If I compare you and me, the first difference is that I am aware of race and of the importance of race, but I do not give to it the excessive importance that you do. For me it is a factor, but only one among others.
The second is that I am not fighting for the white race. I am not fighting for France. I am fighting for a world view. I am a philosopher, a theoretician, and I fight to explain my world view. And in this world view, Europe, race, culture, and identity all have roles. They are not excluded. But mainly I am working in defense of a world view. Of course, I am very interested in the future and destiny of my own nation, race, and culture, but I am also interested in the future of every other group.
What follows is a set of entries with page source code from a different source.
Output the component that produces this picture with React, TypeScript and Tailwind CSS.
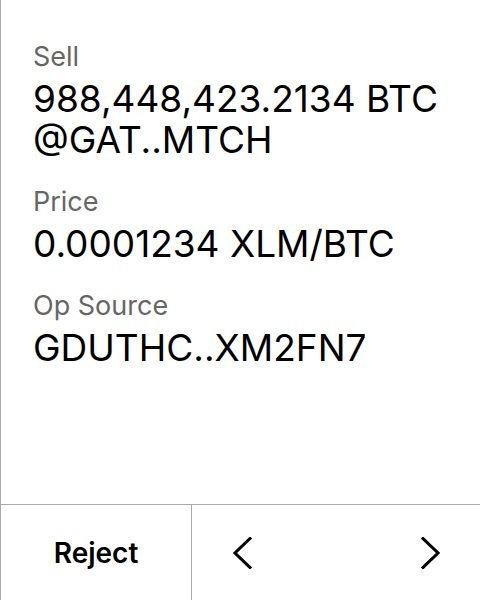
import React from 'react';

const rows = [
  { label: 'Sell', value: ['988,448,423.2134 BTC', '@GAT..MTCH'] },
  { label: 'Price', value: ['0.0001234 XLM/BTC'] },
  { label: 'Op Source', value: ['GDUTHC..XM2FN7'] },
];

const Chevron: React.FC<{ dir: 'left' | 'right' }> = ({ dir }) => (
  <svg width="19" height="32" viewBox="0 0 19 32" fill="none" stroke="#000" strokeWidth="3" strokeLinecap="square">
    {dir === 'left' ? <path d="M17 1.5 L2 16 L17 30.5" /> : <path d="M2 1.5 L17 16 L2 30.5" />}
  </svg>
);

export default function App() {
  return (
    <div className="w-[480px] h-[600px] flex flex-col bg-white border-l border-[#aaaaaa] font-['Inter',sans-serif] text-black">
      <div className="flex-1 pl-8 pt-[41px] flex flex-col gap-[26px]">
        {rows.map((r) => (
          <div key={r.label} className="flex flex-col">
            <span className="text-[27px] leading-[32px] text-[#666666]">{r.label}</span>
            <div className="mt-[5px] flex flex-col">
              {r.value.map((v) => (
                <span key={v} className="text-[37px] leading-[41px] whitespace-nowrap">{v}</span>
              ))}
            </div>
          </div>
        ))}
      </div>
      <div className="h-24 border-t border-[#aaaaaa] flex">
        <div className="w-[191px] border-r border-[#aaaaaa] flex items-center justify-center">
          <span className="text-[28px] font-semibold">Reject</span>
        </div>
        <div className="flex-1 flex items-center justify-between pl-[41px] pr-[40px]">
          <Chevron dir="left" />
          <Chevron dir="right" />
        </div>
      </div>
    </div>
  );
}
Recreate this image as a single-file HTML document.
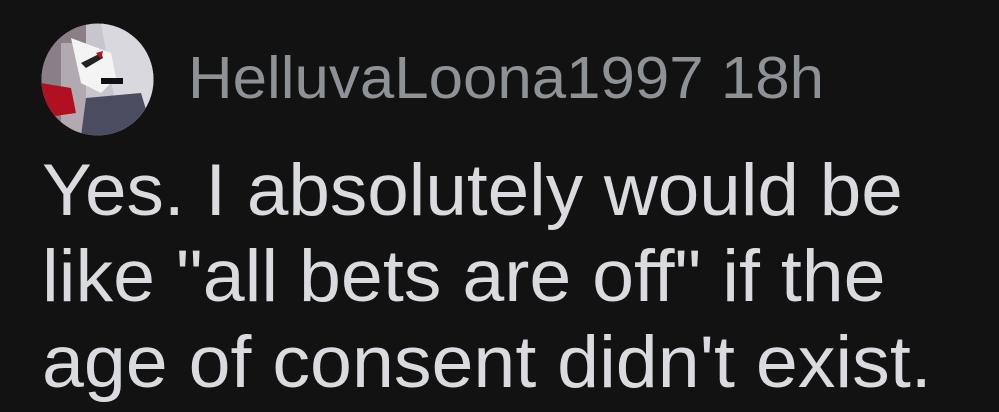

Immigration is clearly a problem. It gives rise to much social pathologies. But our identity, the identity of the immigrants, all the identities in the world have a common enemy, and this common enemy is the system that destroys identities and differences everywhere. This system is the enemy, not the Other. That is my basic credo.
Alain de Benoist
Is there anything in particular you would you like to say to an American audience?
What I would say to America is to try to be a bit more open to the rest of the world. Try to know other countries and not just to visit them as tourists. As tourists you don’t see much. You need to understand that throughout the world people can think differently. I don’t say they are better or worse, but accept these differences, because a world of difference is a richer world. The wealth of the world is diversity—its genuine diversity.